When a financial crisis strikes, you will be glad you have such a fund. Then, after using the money from your emergency fund, see if you could have predicted the expense, and adjust your plan accordingly. My wife and I learned this way to budget each month for the inevitable expense of buying our next car. The more you can foresee these expenses, the more this category can fund discretional big purchases instead of financial emergencies.

At this point you are saving more than 35% of your salary and living on less than 65%. This is the benchmark for a millionaire mindset. As you save and invest, the appreciation on your investments can provide income that replaces your salary, bringing you closer to financial freedom. When you can replace all of your income, you are free to retire or tackle challenges that do not make any money.

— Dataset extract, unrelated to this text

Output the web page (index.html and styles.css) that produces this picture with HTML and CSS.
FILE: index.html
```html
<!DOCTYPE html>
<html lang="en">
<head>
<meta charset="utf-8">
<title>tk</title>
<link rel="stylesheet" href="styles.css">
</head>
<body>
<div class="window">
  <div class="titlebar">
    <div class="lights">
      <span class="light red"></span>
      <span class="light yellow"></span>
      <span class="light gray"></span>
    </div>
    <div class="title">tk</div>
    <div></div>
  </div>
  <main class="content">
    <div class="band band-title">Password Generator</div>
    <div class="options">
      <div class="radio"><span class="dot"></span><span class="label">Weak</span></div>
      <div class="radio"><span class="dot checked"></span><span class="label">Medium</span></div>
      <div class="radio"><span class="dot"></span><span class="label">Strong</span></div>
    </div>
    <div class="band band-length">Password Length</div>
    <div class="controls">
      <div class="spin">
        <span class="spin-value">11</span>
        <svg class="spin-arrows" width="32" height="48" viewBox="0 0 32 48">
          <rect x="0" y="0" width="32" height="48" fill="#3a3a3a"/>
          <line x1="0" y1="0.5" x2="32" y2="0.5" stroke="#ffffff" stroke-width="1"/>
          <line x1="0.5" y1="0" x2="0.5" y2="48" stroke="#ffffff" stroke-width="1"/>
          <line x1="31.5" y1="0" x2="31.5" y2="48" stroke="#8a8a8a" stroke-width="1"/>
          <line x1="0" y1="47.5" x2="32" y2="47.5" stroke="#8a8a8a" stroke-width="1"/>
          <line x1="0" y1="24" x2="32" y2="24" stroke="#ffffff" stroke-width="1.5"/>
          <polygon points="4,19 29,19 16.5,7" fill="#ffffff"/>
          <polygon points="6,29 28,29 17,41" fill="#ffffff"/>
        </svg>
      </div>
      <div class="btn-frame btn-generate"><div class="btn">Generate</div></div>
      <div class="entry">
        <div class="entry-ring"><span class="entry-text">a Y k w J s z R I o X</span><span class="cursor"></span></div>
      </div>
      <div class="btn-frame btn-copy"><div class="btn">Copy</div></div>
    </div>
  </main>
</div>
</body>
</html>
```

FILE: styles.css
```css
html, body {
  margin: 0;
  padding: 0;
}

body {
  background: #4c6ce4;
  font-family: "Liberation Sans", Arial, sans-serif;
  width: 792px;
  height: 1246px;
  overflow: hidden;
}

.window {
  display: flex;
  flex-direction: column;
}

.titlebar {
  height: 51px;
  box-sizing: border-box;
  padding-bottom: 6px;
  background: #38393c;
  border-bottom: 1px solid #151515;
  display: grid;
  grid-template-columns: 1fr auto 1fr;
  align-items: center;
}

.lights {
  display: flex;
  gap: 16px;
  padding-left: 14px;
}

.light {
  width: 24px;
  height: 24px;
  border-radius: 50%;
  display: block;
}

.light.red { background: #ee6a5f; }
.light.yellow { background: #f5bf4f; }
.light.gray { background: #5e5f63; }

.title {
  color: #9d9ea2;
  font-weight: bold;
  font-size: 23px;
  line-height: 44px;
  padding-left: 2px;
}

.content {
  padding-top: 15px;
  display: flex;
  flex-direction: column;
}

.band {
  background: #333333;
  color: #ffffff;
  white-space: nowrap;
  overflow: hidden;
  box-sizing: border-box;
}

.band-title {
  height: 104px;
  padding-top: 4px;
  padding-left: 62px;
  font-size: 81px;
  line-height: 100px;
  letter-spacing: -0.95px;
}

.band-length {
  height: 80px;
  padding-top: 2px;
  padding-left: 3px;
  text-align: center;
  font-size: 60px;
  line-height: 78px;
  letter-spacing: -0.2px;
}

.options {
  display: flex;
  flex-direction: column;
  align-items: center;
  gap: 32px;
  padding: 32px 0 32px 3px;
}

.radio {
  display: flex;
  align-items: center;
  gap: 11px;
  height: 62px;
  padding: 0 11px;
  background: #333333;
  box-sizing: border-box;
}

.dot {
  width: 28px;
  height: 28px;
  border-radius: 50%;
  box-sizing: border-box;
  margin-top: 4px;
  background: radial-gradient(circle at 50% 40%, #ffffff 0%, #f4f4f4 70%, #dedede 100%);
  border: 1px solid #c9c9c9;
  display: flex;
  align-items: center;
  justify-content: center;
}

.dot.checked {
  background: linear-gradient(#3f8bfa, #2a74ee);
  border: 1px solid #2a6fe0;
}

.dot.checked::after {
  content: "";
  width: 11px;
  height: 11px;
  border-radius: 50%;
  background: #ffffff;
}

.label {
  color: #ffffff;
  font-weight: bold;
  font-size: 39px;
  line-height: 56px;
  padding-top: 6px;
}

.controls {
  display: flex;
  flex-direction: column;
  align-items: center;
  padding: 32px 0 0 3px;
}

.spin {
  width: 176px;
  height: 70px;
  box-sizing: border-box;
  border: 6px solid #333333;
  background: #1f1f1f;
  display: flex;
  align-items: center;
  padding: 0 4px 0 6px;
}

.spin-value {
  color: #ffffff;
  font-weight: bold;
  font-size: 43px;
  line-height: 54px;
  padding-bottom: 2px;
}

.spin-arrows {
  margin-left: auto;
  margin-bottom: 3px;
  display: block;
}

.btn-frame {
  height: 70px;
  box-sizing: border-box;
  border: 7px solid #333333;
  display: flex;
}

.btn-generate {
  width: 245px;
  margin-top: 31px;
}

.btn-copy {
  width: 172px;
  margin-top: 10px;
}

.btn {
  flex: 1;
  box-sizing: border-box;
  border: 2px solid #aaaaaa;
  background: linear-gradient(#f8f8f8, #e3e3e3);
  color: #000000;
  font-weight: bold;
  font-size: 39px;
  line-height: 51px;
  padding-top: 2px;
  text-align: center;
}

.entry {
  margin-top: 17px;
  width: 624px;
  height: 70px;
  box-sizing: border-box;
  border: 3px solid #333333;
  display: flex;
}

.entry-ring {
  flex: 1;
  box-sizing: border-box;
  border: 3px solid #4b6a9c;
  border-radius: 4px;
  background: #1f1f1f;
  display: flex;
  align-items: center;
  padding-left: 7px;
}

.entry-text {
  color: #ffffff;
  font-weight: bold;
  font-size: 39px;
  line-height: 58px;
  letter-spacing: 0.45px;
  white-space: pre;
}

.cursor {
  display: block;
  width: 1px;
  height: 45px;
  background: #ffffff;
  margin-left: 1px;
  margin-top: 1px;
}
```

Every 25% of your salary you save replaces over 1% of your regular income in retirement. Money makes money, which then gives you the gift of financial freedom.

The seventh and final challenge is to expand this financial engine beyond 35% toward 50%. Living off half of your income requires a frugal lifestyle in comparison to your income. Impossible, you say? Unless you are among the truly needy, there are families out there living comfortably on less than half of what you earn.

And if you are among the genuinely wealthy, the only obstacle standing in your way is being accustomed to an affluent lifestyle. Learn to value financial freedom over opulence. Developing an engine of wealth production takes foresight and self-restraint in addition to time and patience. But the reward is financial peace and contentment.